In 2003, Guo et al. used the State Soil Geographic database (STATSGO) to explored quantitative aspects of pedodiversity for the US. They found that the West USDA-NRCS geographical region has the highest soil taxa richness, followed by the Northern Plains. The South Central region has the highest taxa evenness, while taxa evenness in the West region is the lowest. The West or the South Central regions have the highest overall soil diversity in the four highest taxonomic categories, while the West or Northern Plains regions have the highest diversity in the two lowest taxonomic levels. The high diversity index in the West region results from high taxa richness while the high diversity index in the South Central region results from an evenness of taxa. As the taxonomic level decreases, the pattern of taxa abundance approaches a lognormal distribution. One of the key findings of this research is that at lower levels of soil taxonomic divisions (especially the series level), soil taxa increase continuously with increasing area, indicating considerable soil endemism in the US (and likely around the world), a key consideration in conservation and preservation planning.

However conventional diversity measures, only measure the relative natural abundance of soil classes, and there is no information on the taxonomic similarity or differences between soil classes. New measures of pedodiversity, such as the mean soil taxonomic distance, which considers both information on the relative abundance and the taxonomic differences between soil classes have been developed and shown to be a better measure.

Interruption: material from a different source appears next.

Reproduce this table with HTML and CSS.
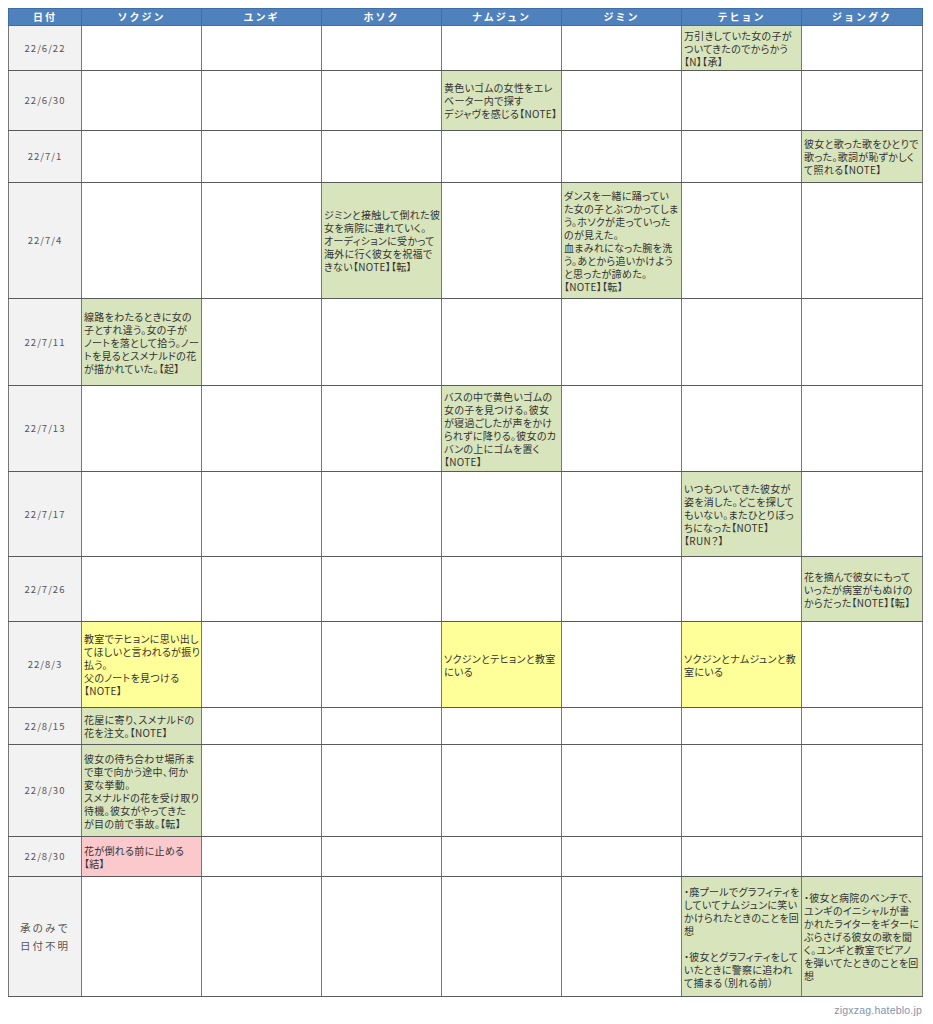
FILE: index.html
```html
<!DOCTYPE html>
<html lang="ja">
<head>
<meta charset="utf-8">
<title>タイムライン</title>
<link rel="stylesheet" href="styles.css">
</head>
<body>
<table class="tl">
<colgroup>
<col class="c-date"><col class="c-m"><col class="c-m"><col class="c-m"><col class="c-m"><col class="c-m"><col class="c-m"><col class="c-last">
</colgroup>
<thead>
<tr class="hd">
<th>日付</th><th>ソクジン</th><th>ユンギ</th><th>ホソク</th><th>ナムジュン</th><th>ジミン</th><th>テヒョン</th><th>ジョングク</th>
</tr>
</thead>
<tbody>
<tr class="r45">
<td class="d">22/6/22</td><td></td><td></td><td></td><td></td><td></td>
<td class="g">万引きしていた女の子が<br>ついてきたのでからかう<br>【N】【承】</td><td></td>
</tr>
<tr class="r60">
<td class="d">22/6/30</td><td></td><td></td><td></td>
<td class="g">黄色いゴムの女性をエレ<br>ベーター内で探す<br>デジャヴを感じる【NOTE】</td><td></td><td></td><td></td>
</tr>
<tr class="r52">
<td class="d">22/7/1</td><td></td><td></td><td></td><td></td><td></td><td></td>
<td class="g">彼女と歌った歌をひとりで<br>歌った。歌詞が恥ずかしく<br>て照れる【NOTE】</td>
</tr>
<tr class="r116">
<td class="d">22/7/4</td><td></td><td></td>
<td class="g">ジミンと接触して倒れた彼<br>女を病院に連れていく。<br>オーディションに受かって<br>海外に行く彼女を祝福で<br>きない【NOTE】【転】</td><td></td>
<td class="g">ダンスを一緒に踊ってい<br>た女の子とぶつかってしま<br>う。ホソクが走っていった<br>のが見えた。<br>血まみれになった腕を洗<br>う。あとから追いかけよう<br>と思ったが諦めた。<br>【NOTE】【転】</td><td></td><td></td>
</tr>
<tr class="r87">
<td class="d">22/7/11</td>
<td class="g">線路をわたるときに女の<br>子とすれ違う。女の子が<br>ノートを落として拾う。ノー<br>トを見るとスメナルドの花<br>が描かれていた。【起】</td><td></td><td></td><td></td><td></td><td></td><td></td>
</tr>
<tr class="r86">
<td class="d">22/7/13</td><td></td><td></td><td></td>
<td class="g">バスの中で黄色いゴムの<br>女の子を見つける。彼女<br>が寝過ごしたが声をかけ<br>られずに降りる。彼女のカ<br>バンの上にゴムを置く<br>【NOTE】</td><td></td><td></td><td></td>
</tr>
<tr class="r85">
<td class="d">22/7/17</td><td></td><td></td><td></td><td></td><td></td>
<td class="g">いつもついてきた彼女が<br>姿を消した。どこを探して<br>もいない。またひとりぼっ<br>ちになった【NOTE】<br>【RUN？】</td><td></td>
</tr>
<tr class="r65">
<td class="d">22/7/26</td><td></td><td></td><td></td><td></td><td></td><td></td>
<td class="g">花を摘んで彼女にもって<br>いったが病室がもぬけの<br>からだった【NOTE】【転】</td>
</tr>
<tr class="r86">
<td class="d">22/8/3</td>
<td class="y">教室でテヒョンに思い出し<br>てほしいと言われるが振り<br>払う。<br>父のノートを見つける<br>【NOTE】</td><td></td><td></td>
<td class="y">ソクジンとテヒョンと教室<br>にいる</td><td></td>
<td class="y">ソクジンとナムジュンと教<br>室にいる</td><td></td>
</tr>
<tr class="r37">
<td class="d">22/8/15</td>
<td class="g">花屋に寄り、スメナルドの<br>花を注文。【NOTE】</td><td></td><td></td><td></td><td></td><td></td><td></td>
</tr>
<tr class="r92">
<td class="d">22/8/30</td>
<td class="g">彼女の待ち合わせ場所ま<br>で車で向かう途中、何か<br>変な挙動。<br>スメナルドの花を受け取り<br>待機。彼女がやってきた<br>が目の前で事故。【転】</td><td></td><td></td><td></td><td></td><td></td><td></td>
</tr>
<tr class="r40">
<td class="d">22/8/30</td>
<td class="p">花が倒れる前に止める<br>【結】</td><td></td><td></td><td></td><td></td><td></td><td></td>
</tr>
<tr class="r120">
<td class="d dl">承のみで<br>日付不明</td><td></td><td></td><td></td><td></td><td></td>
<td class="g">・廃プールでグラフィティを<br>していてナムジュンに笑い<br>かけられたときのことを回<br>想<br><br>・彼女とグラフィティをして<br>いたときに警察に追われ<br>て捕まる（別れる前）</td>
<td class="g">・彼女と病院のベンチで、<br>ユンギのイニシャルが書<br>かれたライターをギターに<br>ぶらさげる彼女の歌を聞<br>く。ユンギと教室でピアノ<br>を弾いてたときのことを回<br>想</td>
</tr>
</tbody>
</table>
<div class="credit">zigxzag.hateblo.jp</div>
</body>
</html>
```
FILE: styles.css
```css
html, body {
  background: #ffffff;
}
body {
  margin: 8px;
  font-family: "Noto Sans CJK JP", "Noto Sans", sans-serif;
}
.tl {
  width: 914px;
  table-layout: fixed;
  border-collapse: collapse;
}
.c-date { width: 73px; }
.c-m { width: 120px; }
.c-last { width: 121px; }

.tl th {
  height: 16px;
  padding: 0;
  background: #4f81bd;
  color: #ffffff;
  font-size: 10px;
  font-weight: 700;
  letter-spacing: 2px;
  line-height: 16px;
  text-align: center;
  border: 1px solid #3f6ea5;
}
.tl td {
  padding: 0 0 0 2px;
  border: 1px solid #5a5a5a;
  border-left-color: #777777;
  border-right-color: #777777;
  vertical-align: middle;
  font-size: 10px;
  line-height: 13px;
  letter-spacing: 0.3px;
  font-feature-settings: "palt" 1;
  color: #333333;
  white-space: nowrap;
  overflow: hidden;
}
.tl td.d {
  padding: 0;
  background: #f2f2f2;
  color: #555555;
  text-align: center;
  font-size: 9.5px;
  letter-spacing: 1px;
  font-feature-settings: normal;
}
.tl td.dl {
  font-size: 10.5px;
  line-height: 18px;
  letter-spacing: 2px;
}
.tl td.g { background: #d8e4bc; }
.tl td.y { background: #ffff99; }
.tl td.p { background: #fbc8cc; }

.r45 td { height: 44px; }
.r60 td { height: 59px; }
.r52 td { height: 51px; }
.r116 td { height: 115px; }
.r87 td { height: 86px; }
.r86 td { height: 85px; }
.r85 td { height: 84px; }
.r65 td { height: 64px; }
.r37 td { height: 36px; }
.r92 td { height: 91px; }
.r40 td { height: 39px; }
.r120 td { height: 119px; }

.credit {
  width: 914px;
  margin-top: 7px;
  text-align: right;
  font-family: "Liberation Sans", Arial, sans-serif;
  font-size: 10.5px;
  color: #7f93ab;
  letter-spacing: 0.2px;
}
```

The diversity of soils and landforms has hardly received any attention although their spatial and temporal variation may produce important quantitative and qualitative changes in the landscape. It is only in the last few years that the term diversity has also caught the attention of scientists working on soils and other fields within the earth sciences which creates a forum and research projects on geodiversity. Measurements of diversity were introduced to pedology few years ago. The concept of pedodiversity is now widely accepted within the soil science community. Pedodiversity, as well as biodiversity, may be considered as a framework to analyze spatial patterns, being recognized as a novel pedometric tool. Pedodiversity is a measure of soil variation and also a function of soil formation and development or evolution. Pedodiversity is introduced to pedology to analyze soil spatial patterns, soil geography, and test the pedogenetic theories. Thus, pedodiversity is not only concerned with analysis of the pedotaxa number in a given area or region, but it should tackle also with the pedological structures, spatial pedotaxa and soilscapes structure.